The intersection of warranties and insurance occurs when a warranty callback reveals damage that goes beyond the roofing system. If you respond to a warranty call for a leak and discover that the leak has caused $40,000 in interior water damage to the property owner's building, the warranty covers your obligation to fix the roof. Your GL completed operations coverage potentially covers the $40,000 in interior damage. These are two separate obligations addressed by two separate mechanisms.
Smart roofing contractors budget for warranty exposure separately from insurance premiums. A reasonable warranty reserve is 1% to 3% of gross revenue, depending on your callback rate and the type of work you do.

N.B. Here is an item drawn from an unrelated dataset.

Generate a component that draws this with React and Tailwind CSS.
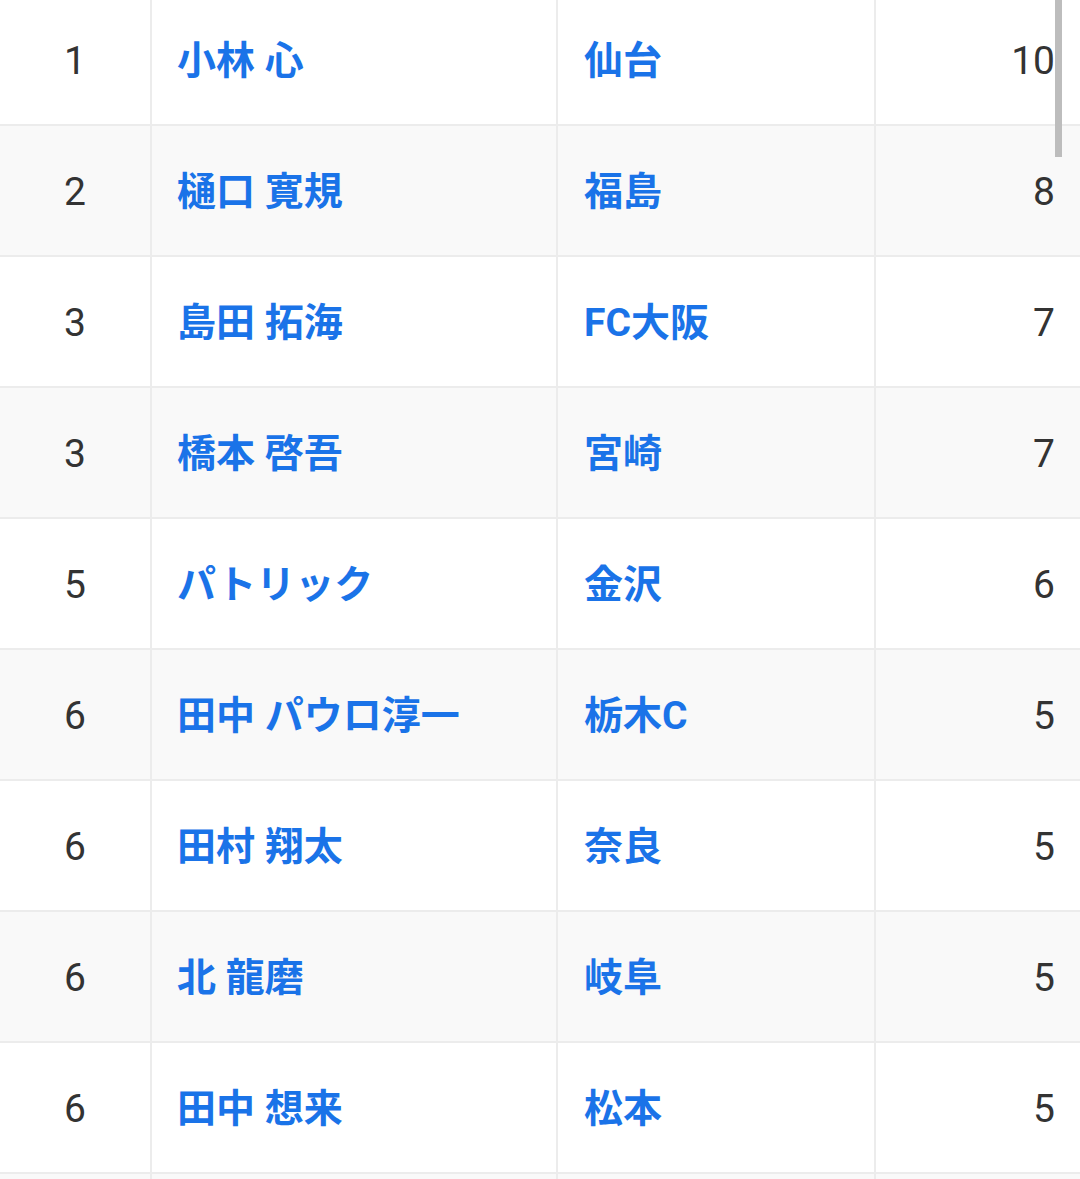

Commercial flat roofing typically has higher callback costs than residential steep-slope work because the systems are more complex and the consequences of failure are greater.
Also consider this: your warranty obligation can extend beyond your GL policy's completed operations coverage period. Standard GL policies provide completed operations coverage for claims made during the policy period, regardless of when the work was performed. But if you cancel your GL policy or switch carriers, you may lose coverage for prior work. If you offered a 10-year warranty but your GL carrier only provides coverage while the policy is in force, there is a gap in years 6 through 10 if you are no longer with that carrier.
The bottom line: GL is not a warranty backstop. It is a liability policy that responds to third-party property damage and bodily injury caused by your work. The cost of fixing your own defective work is always your responsibility. The cost of fixing damage your defective work caused to other people's property is where GL steps in. If you are unclear about where your policy draws these lines, have your agent walk through the exclusions with you. It is a 30-minute conversation that can prevent a six-figure misunderstanding.